* RECORDS FOR THE TASK
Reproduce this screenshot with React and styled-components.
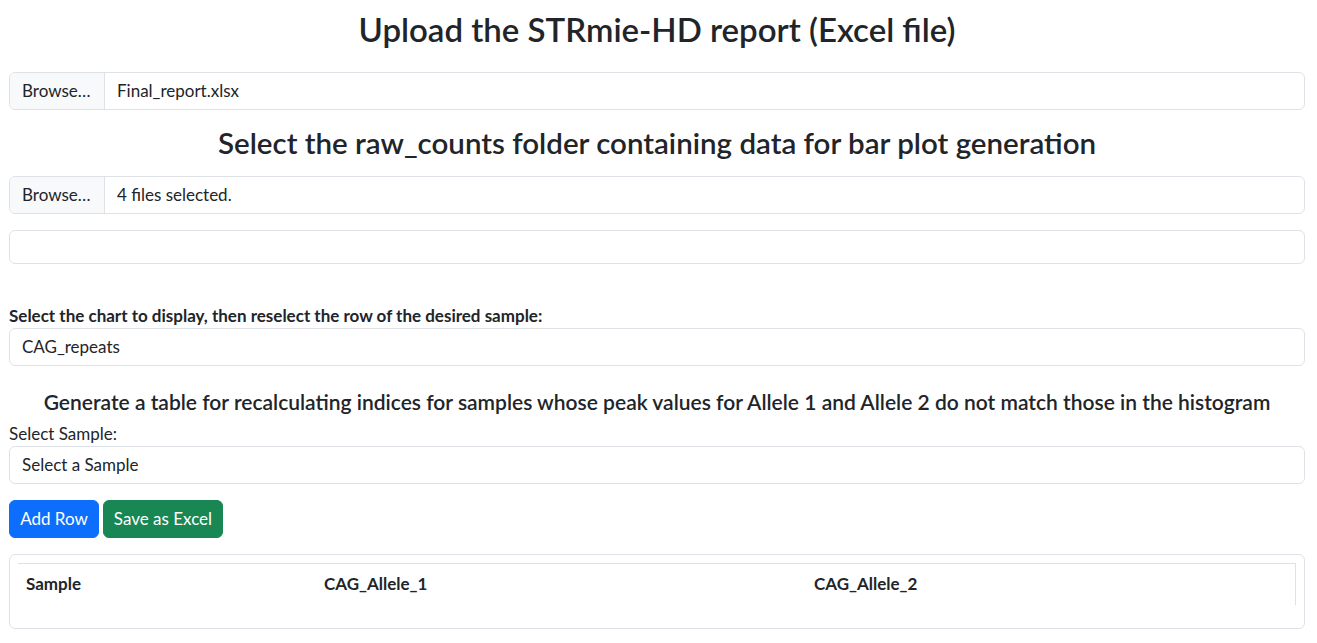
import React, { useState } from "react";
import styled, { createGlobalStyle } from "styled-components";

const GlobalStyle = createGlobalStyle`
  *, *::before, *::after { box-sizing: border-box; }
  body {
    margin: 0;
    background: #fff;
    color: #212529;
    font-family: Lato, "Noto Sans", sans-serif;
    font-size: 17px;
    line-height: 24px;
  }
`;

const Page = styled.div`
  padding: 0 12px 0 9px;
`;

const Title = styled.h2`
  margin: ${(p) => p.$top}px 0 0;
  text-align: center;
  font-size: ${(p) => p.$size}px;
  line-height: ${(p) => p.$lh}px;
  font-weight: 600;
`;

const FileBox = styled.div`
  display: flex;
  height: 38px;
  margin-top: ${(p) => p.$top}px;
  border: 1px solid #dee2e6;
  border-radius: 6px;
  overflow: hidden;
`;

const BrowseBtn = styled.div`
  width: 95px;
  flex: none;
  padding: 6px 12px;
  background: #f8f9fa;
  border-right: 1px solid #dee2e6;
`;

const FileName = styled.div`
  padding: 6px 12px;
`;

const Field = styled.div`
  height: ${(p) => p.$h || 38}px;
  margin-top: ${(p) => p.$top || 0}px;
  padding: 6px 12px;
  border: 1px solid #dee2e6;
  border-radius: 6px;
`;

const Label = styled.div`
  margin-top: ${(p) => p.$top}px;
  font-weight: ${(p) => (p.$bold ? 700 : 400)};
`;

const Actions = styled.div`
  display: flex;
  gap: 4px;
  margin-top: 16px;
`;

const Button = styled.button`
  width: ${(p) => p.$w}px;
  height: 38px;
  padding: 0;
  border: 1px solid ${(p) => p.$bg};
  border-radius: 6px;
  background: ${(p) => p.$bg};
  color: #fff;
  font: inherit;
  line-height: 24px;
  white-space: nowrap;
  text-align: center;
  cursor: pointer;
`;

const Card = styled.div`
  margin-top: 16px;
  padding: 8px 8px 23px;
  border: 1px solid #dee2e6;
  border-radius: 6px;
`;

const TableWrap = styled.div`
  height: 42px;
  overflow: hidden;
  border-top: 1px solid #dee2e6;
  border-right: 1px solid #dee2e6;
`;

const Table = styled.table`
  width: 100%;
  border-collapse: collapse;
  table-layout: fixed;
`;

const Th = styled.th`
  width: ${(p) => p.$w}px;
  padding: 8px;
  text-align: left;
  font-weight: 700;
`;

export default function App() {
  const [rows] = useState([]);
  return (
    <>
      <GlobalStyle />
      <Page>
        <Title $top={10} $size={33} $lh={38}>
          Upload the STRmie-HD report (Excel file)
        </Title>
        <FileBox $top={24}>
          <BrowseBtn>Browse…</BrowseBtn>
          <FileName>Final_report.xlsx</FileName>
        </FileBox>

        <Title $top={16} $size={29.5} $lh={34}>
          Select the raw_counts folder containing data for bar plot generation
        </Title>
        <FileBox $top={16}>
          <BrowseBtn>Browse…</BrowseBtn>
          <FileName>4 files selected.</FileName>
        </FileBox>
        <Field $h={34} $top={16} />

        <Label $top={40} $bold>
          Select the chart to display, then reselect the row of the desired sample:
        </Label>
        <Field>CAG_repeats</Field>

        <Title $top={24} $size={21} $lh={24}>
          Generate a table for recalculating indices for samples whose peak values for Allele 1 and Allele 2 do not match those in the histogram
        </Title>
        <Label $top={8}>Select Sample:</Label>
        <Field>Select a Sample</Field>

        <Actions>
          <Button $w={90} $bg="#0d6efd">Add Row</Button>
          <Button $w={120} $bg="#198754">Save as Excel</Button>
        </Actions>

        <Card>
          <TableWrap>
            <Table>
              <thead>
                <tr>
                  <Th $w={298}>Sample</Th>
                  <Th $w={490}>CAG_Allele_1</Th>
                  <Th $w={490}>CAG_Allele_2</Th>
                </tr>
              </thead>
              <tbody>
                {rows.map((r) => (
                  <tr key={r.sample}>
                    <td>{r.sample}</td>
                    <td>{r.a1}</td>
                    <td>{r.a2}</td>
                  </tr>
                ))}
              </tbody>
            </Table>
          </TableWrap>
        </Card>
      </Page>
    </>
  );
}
==
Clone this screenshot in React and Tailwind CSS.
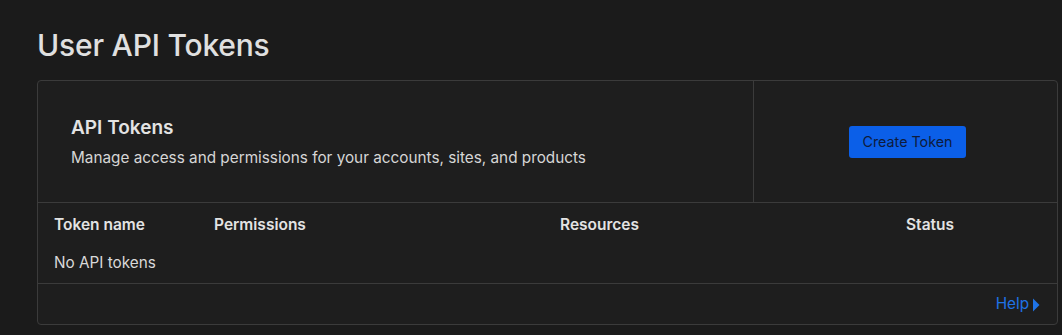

* TASK OBJECTIVE
Take each line of the material that contains the word "components" and list it.

* TASK SOLUTION
Reproduce this screenshot with React and styled-components.
import styled, { createGlobalStyle } from "styled-components";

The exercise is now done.